-- begin Source excerpt --

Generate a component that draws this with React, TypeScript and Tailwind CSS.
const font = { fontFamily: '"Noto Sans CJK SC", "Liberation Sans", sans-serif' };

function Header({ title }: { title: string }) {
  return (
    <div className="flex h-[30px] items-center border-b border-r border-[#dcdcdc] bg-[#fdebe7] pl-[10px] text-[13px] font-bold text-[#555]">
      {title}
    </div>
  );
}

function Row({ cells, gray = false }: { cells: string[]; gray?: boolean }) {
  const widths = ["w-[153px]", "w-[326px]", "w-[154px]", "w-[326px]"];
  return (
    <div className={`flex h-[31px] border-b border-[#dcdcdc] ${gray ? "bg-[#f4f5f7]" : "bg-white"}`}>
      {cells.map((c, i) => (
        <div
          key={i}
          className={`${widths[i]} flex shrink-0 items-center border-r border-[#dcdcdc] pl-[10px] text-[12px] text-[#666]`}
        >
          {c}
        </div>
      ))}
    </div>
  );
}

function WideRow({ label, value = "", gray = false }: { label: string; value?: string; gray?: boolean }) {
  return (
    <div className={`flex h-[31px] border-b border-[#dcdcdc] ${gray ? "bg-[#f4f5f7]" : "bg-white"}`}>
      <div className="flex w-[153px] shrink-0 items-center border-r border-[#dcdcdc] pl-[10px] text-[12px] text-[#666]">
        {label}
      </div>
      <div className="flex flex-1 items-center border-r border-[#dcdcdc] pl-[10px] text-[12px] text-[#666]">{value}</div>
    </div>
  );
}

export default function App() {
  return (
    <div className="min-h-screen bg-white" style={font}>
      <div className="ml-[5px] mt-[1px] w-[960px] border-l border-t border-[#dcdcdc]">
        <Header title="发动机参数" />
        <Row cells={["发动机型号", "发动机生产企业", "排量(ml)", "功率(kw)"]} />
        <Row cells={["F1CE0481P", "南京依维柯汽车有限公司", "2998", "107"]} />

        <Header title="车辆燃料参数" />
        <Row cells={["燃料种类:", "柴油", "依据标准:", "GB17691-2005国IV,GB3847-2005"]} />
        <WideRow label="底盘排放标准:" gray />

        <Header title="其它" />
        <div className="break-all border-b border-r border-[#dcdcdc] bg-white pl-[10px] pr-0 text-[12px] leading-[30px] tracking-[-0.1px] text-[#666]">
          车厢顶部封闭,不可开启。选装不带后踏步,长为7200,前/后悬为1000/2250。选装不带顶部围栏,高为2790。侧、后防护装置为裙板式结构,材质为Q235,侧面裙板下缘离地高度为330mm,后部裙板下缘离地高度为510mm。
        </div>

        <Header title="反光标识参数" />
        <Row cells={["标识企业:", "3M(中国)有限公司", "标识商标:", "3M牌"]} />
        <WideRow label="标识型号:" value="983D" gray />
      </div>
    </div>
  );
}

-- end Source excerpt --

Problem requirements =
Each line must be given again exactly as written above.

Answer to the problem =
Generate a component that draws this with React, TypeScript and Tailwind CSS.
const font = { fontFamily: '"Noto Sans CJK SC", "Liberation Sans", sans-serif' };

function Header({ title }: { title: string }) {
  return (
    <div className="flex h-[30px] items-center border-b border-r border-[#dcdcdc] bg-[#fdebe7] pl-[10px] text-[13px] font-bold text-[#555]">
      {title}
    </div>
  );
}

function Row({ cells, gray = false }: { cells: string[]; gray?: boolean }) {
  const widths = ["w-[153px]", "w-[326px]", "w-[154px]", "w-[326px]"];
  return (
    <div className={`flex h-[31px] border-b border-[#dcdcdc] ${gray ? "bg-[#f4f5f7]" : "bg-white"}`}>
      {cells.map((c, i) => (
        <div
          key={i}
          className={`${widths[i]} flex shrink-0 items-center border-r border-[#dcdcdc] pl-[10px] text-[12px] text-[#666]`}
        >
          {c}
        </div>
      ))}
    </div>
  );
}

function WideRow({ label, value = "", gray = false }: { label: string; value?: string; gray?: boolean }) {
  return (
    <div className={`flex h-[31px] border-b border-[#dcdcdc] ${gray ? "bg-[#f4f5f7]" : "bg-white"}`}>
      <div className="flex w-[153px] shrink-0 items-center border-r border-[#dcdcdc] pl-[10px] text-[12px] text-[#666]">
        {label}
      </div>
      <div className="flex flex-1 items-center border-r border-[#dcdcdc] pl-[10px] text-[12px] text-[#666]">{value}</div>
    </div>
  );
}

export default function App() {
  return (
    <div className="min-h-screen bg-white" style={font}>
      <div className="ml-[5px] mt-[1px] w-[960px] border-l border-t border-[#dcdcdc]">
        <Header title="发动机参数" />
        <Row cells={["发动机型号", "发动机生产企业", "排量(ml)", "功率(kw)"]} />
        <Row cells={["F1CE0481P", "南京依维柯汽车有限公司", "2998", "107"]} />

        <Header title="车辆燃料参数" />
        <Row cells={["燃料种类:", "柴油", "依据标准:", "GB17691-2005国IV,GB3847-2005"]} />
        <WideRow label="底盘排放标准:" gray />

        <Header title="其它" />
        <div className="break-all border-b border-r border-[#dcdcdc] bg-white pl-[10px] pr-0 text-[12px] leading-[30px] tracking-[-0.1px] text-[#666]">
          车厢顶部封闭,不可开启。选装不带后踏步,长为7200,前/后悬为1000/2250。选装不带顶部围栏,高为2790。侧、后防护装置为裙板式结构,材质为Q235,侧面裙板下缘离地高度为330mm,后部裙板下缘离地高度为510mm。
        </div>

        <Header title="反光标识参数" />
        <Row cells={["标识企业:", "3M(中国)有限公司", "标识商标:", "3M牌"]} />
        <WideRow label="标识型号:" value="983D" gray />
      </div>
    </div>
  );
}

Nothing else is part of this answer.